GOAL → Return the material word for word. Do not include the pictures.

* * * * *

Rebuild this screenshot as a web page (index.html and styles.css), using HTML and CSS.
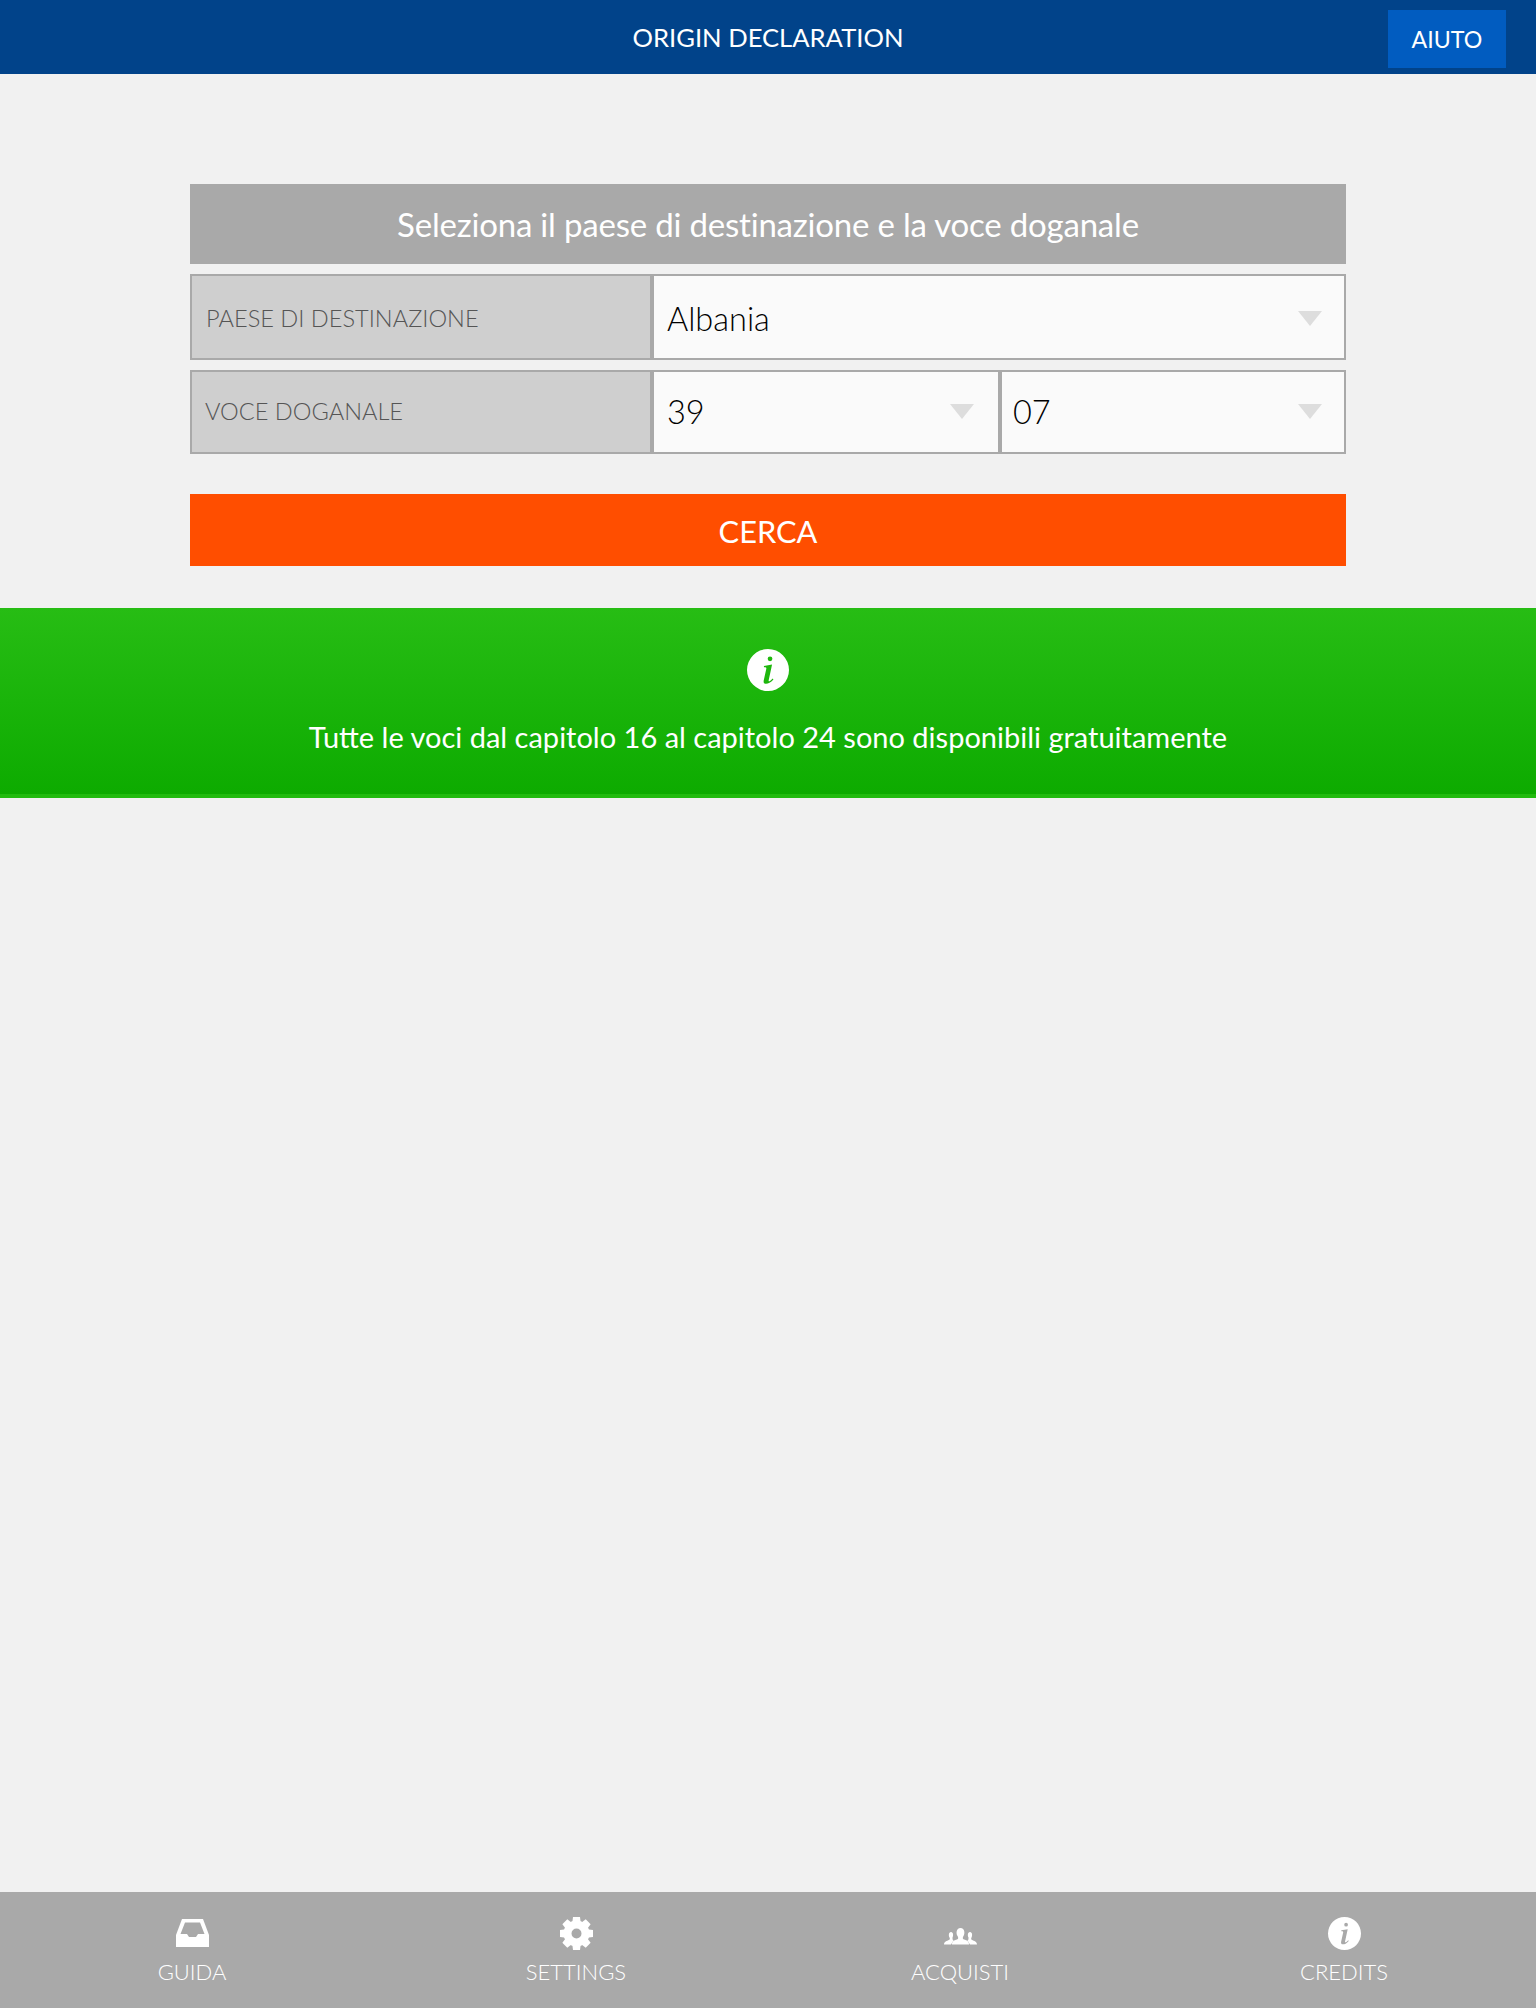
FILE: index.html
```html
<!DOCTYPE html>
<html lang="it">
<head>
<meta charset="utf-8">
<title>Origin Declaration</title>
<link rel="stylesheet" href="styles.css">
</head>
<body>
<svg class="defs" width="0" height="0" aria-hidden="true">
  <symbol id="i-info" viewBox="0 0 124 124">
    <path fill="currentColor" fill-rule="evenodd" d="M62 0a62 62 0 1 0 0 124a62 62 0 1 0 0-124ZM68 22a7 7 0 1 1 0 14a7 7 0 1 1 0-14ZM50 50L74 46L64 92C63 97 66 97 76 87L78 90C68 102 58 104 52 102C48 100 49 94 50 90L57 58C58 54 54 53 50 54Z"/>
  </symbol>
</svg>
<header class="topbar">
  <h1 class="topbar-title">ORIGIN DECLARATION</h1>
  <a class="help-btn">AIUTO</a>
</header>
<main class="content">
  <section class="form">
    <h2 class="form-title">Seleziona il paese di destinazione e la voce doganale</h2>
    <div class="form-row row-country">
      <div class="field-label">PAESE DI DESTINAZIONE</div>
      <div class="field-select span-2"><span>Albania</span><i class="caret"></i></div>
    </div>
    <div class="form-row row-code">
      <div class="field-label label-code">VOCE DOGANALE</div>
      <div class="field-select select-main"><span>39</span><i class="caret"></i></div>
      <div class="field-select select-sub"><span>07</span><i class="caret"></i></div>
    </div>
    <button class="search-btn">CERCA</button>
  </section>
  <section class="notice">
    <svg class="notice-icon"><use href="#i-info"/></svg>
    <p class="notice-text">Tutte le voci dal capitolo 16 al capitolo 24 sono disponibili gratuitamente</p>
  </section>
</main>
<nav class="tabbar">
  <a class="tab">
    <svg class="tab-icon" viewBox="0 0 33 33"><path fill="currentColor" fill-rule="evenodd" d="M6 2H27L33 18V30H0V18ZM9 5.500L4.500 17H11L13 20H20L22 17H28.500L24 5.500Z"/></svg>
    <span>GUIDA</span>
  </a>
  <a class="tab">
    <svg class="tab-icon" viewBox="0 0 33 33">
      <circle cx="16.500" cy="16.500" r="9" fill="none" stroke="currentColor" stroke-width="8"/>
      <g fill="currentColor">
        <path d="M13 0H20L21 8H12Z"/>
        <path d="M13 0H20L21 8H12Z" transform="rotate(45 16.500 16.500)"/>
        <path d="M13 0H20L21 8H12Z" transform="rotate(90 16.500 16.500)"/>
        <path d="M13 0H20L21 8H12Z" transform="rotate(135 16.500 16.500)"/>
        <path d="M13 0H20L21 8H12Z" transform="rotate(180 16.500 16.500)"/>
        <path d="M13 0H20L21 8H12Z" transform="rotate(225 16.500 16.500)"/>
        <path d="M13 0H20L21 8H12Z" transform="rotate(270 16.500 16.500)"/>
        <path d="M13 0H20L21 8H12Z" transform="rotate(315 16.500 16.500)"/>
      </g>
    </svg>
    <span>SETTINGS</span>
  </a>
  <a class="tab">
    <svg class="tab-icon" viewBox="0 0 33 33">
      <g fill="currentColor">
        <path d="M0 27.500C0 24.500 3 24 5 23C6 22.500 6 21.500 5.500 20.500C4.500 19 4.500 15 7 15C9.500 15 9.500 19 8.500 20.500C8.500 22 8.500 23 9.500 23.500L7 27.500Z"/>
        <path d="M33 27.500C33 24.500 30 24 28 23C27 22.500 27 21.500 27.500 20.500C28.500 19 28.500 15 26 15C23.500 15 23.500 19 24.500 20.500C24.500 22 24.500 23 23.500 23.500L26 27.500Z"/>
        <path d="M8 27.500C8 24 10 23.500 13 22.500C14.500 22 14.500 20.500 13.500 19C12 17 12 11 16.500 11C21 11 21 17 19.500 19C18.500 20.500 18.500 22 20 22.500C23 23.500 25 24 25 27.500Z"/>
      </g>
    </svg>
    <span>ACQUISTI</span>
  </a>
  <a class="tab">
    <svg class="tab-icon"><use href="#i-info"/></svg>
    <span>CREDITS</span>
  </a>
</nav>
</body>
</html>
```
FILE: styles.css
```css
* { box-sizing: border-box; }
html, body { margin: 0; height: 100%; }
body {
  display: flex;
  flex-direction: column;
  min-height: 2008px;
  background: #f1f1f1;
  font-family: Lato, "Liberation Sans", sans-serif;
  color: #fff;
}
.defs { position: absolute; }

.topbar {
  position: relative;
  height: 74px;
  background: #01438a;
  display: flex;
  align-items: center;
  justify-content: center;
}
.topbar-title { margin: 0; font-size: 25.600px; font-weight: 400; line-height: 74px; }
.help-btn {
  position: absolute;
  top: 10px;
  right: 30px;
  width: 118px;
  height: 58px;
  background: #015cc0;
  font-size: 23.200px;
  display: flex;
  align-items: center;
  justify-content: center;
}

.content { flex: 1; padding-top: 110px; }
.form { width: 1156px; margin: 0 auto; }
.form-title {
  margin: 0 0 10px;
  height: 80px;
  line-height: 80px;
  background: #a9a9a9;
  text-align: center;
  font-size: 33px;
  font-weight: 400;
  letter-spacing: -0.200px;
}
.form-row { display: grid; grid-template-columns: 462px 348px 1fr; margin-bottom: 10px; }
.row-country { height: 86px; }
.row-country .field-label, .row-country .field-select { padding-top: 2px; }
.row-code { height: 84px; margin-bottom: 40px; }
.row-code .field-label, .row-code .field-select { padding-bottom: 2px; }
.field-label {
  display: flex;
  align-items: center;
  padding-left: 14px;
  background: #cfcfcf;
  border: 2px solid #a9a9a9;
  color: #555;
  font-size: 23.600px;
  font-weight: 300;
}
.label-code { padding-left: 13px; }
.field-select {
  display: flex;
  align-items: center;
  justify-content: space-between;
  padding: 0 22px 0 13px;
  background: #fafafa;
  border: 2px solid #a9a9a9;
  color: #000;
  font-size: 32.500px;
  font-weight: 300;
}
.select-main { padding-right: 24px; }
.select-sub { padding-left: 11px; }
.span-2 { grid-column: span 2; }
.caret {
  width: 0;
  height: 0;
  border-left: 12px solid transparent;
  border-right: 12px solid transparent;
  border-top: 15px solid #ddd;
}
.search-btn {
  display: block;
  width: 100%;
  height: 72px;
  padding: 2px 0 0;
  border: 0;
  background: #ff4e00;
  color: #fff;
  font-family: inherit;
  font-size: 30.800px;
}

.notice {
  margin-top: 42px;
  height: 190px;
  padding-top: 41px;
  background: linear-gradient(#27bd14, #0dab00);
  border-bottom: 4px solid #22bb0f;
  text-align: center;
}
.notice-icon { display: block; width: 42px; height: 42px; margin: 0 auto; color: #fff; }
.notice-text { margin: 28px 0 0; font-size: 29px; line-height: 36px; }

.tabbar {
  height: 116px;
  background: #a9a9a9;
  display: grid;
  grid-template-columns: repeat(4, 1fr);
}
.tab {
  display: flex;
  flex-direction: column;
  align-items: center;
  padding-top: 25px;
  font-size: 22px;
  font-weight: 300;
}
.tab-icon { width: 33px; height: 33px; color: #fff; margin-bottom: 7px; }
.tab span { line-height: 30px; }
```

* * * * *

SOLUTION TO THIS TASK →
Rebuild this screenshot as a web page (index.html and styles.css), using HTML and CSS.
FILE: index.html
```html
<!DOCTYPE html>
<html lang="it">
<head>
<meta charset="utf-8">
<title>Origin Declaration</title>
<link rel="stylesheet" href="styles.css">
</head>
<body>
<svg class="defs" width="0" height="0" aria-hidden="true">
  <symbol id="i-info" viewBox="0 0 124 124">
    <path fill="currentColor" fill-rule="evenodd" d="M62 0a62 62 0 1 0 0 124a62 62 0 1 0 0-124ZM68 22a7 7 0 1 1 0 14a7 7 0 1 1 0-14ZM50 50L74 46L64 92C63 97 66 97 76 87L78 90C68 102 58 104 52 102C48 100 49 94 50 90L57 58C58 54 54 53 50 54Z"/>
  </symbol>
</svg>
<header class="topbar">
  <h1 class="topbar-title">ORIGIN DECLARATION</h1>
  <a class="help-btn">AIUTO</a>
</header>
<main class="content">
  <section class="form">
    <h2 class="form-title">Seleziona il paese di destinazione e la voce doganale</h2>
    <div class="form-row row-country">
      <div class="field-label">PAESE DI DESTINAZIONE</div>
      <div class="field-select span-2"><span>Albania</span><i class="caret"></i></div>
    </div>
    <div class="form-row row-code">
      <div class="field-label label-code">VOCE DOGANALE</div>
      <div class="field-select select-main"><span>39</span><i class="caret"></i></div>
      <div class="field-select select-sub"><span>07</span><i class="caret"></i></div>
    </div>
    <button class="search-btn">CERCA</button>
  </section>
  <section class="notice">
    <svg class="notice-icon"><use href="#i-info"/></svg>
    <p class="notice-text">Tutte le voci dal capitolo 16 al capitolo 24 sono disponibili gratuitamente</p>
  </section>
</main>
<nav class="tabbar">
  <a class="tab">
    <svg class="tab-icon" viewBox="0 0 33 33"><path fill="currentColor" fill-rule="evenodd" d="M6 2H27L33 18V30H0V18ZM9 5.500L4.500 17H11L13 20H20L22 17H28.500L24 5.500Z"/></svg>
    <span>GUIDA</span>
  </a>
  <a class="tab">
    <svg class="tab-icon" viewBox="0 0 33 33">
      <circle cx="16.500" cy="16.500" r="9" fill="none" stroke="currentColor" stroke-width="8"/>
      <g fill="currentColor">
        <path d="M13 0H20L21 8H12Z"/>
        <path d="M13 0H20L21 8H12Z" transform="rotate(45 16.500 16.500)"/>
        <path d="M13 0H20L21 8H12Z" transform="rotate(90 16.500 16.500)"/>
        <path d="M13 0H20L21 8H12Z" transform="rotate(135 16.500 16.500)"/>
        <path d="M13 0H20L21 8H12Z" transform="rotate(180 16.500 16.500)"/>
        <path d="M13 0H20L21 8H12Z" transform="rotate(225 16.500 16.500)"/>
        <path d="M13 0H20L21 8H12Z" transform="rotate(270 16.500 16.500)"/>
        <path d="M13 0H20L21 8H12Z" transform="rotate(315 16.500 16.500)"/>
      </g>
    </svg>
    <span>SETTINGS</span>
  </a>
  <a class="tab">
    <svg class="tab-icon" viewBox="0 0 33 33">
      <g fill="currentColor">
        <path d="M0 27.500C0 24.500 3 24 5 23C6 22.500 6 21.500 5.500 20.500C4.500 19 4.500 15 7 15C9.500 15 9.500 19 8.500 20.500C8.500 22 8.500 23 9.500 23.500L7 27.500Z"/>
        <path d="M33 27.500C33 24.500 30 24 28 23C27 22.500 27 21.500 27.500 20.500C28.500 19 28.500 15 26 15C23.500 15 23.500 19 24.500 20.500C24.500 22 24.500 23 23.500 23.500L26 27.500Z"/>
        <path d="M8 27.500C8 24 10 23.500 13 22.500C14.500 22 14.500 20.500 13.500 19C12 17 12 11 16.500 11C21 11 21 17 19.500 19C18.500 20.500 18.500 22 20 22.500C23 23.500 25 24 25 27.500Z"/>
      </g>
    </svg>
    <span>ACQUISTI</span>
  </a>
  <a class="tab">
    <svg class="tab-icon"><use href="#i-info"/></svg>
    <span>CREDITS</span>
  </a>
</nav>
</body>
</html>
```
FILE: styles.css
```css
* { box-sizing: border-box; }
html, body { margin: 0; height: 100%; }
body {
  display: flex;
  flex-direction: column;
  min-height: 2008px;
  background: #f1f1f1;
  font-family: Lato, "Liberation Sans", sans-serif;
  color: #fff;
}
.defs { position: absolute; }

.topbar {
  position: relative;
  height: 74px;
  background: #01438a;
  display: flex;
  align-items: center;
  justify-content: center;
}
.topbar-title { margin: 0; font-size: 25.600px; font-weight: 400; line-height: 74px; }
.help-btn {
  position: absolute;
  top: 10px;
  right: 30px;
  width: 118px;
  height: 58px;
  background: #015cc0;
  font-size: 23.200px;
  display: flex;
  align-items: center;
  justify-content: center;
}

.content { flex: 1; padding-top: 110px; }
.form { width: 1156px; margin: 0 auto; }
.form-title {
  margin: 0 0 10px;
  height: 80px;
  line-height: 80px;
  background: #a9a9a9;
  text-align: center;
  font-size: 33px;
  font-weight: 400;
  letter-spacing: -0.200px;
}
.form-row { display: grid; grid-template-columns: 462px 348px 1fr; margin-bottom: 10px; }
.row-country { height: 86px; }
.row-country .field-label, .row-country .field-select { padding-top: 2px; }
.row-code { height: 84px; margin-bottom: 40px; }
.row-code .field-label, .row-code .field-select { padding-bottom: 2px; }
.field-label {
  display: flex;
  align-items: center;
  padding-left: 14px;
  background: #cfcfcf;
  border: 2px solid #a9a9a9;
  color: #555;
  font-size: 23.600px;
  font-weight: 300;
}
.label-code { padding-left: 13px; }
.field-select {
  display: flex;
  align-items: center;
  justify-content: space-between;
  padding: 0 22px 0 13px;
  background: #fafafa;
  border: 2px solid #a9a9a9;
  color: #000;
  font-size: 32.500px;
  font-weight: 300;
}
.select-main { padding-right: 24px; }
.select-sub { padding-left: 11px; }
.span-2 { grid-column: span 2; }
.caret {
  width: 0;
  height: 0;
  border-left: 12px solid transparent;
  border-right: 12px solid transparent;
  border-top: 15px solid #ddd;
}
.search-btn {
  display: block;
  width: 100%;
  height: 72px;
  padding: 2px 0 0;
  border: 0;
  background: #ff4e00;
  color: #fff;
  font-family: inherit;
  font-size: 30.800px;
}

.notice {
  margin-top: 42px;
  height: 190px;
  padding-top: 41px;
  background: linear-gradient(#27bd14, #0dab00);
  border-bottom: 4px solid #22bb0f;
  text-align: center;
}
.notice-icon { display: block; width: 42px; height: 42px; margin: 0 auto; color: #fff; }
.notice-text { margin: 28px 0 0; font-size: 29px; line-height: 36px; }

.tabbar {
  height: 116px;
  background: #a9a9a9;
  display: grid;
  grid-template-columns: repeat(4, 1fr);
}
.tab {
  display: flex;
  flex-direction: column;
  align-items: center;
  padding-top: 25px;
  font-size: 22px;
  font-weight: 300;
}
.tab-icon { width: 33px; height: 33px; color: #fff; margin-bottom: 7px; }
.tab span { line-height: 30px; }
```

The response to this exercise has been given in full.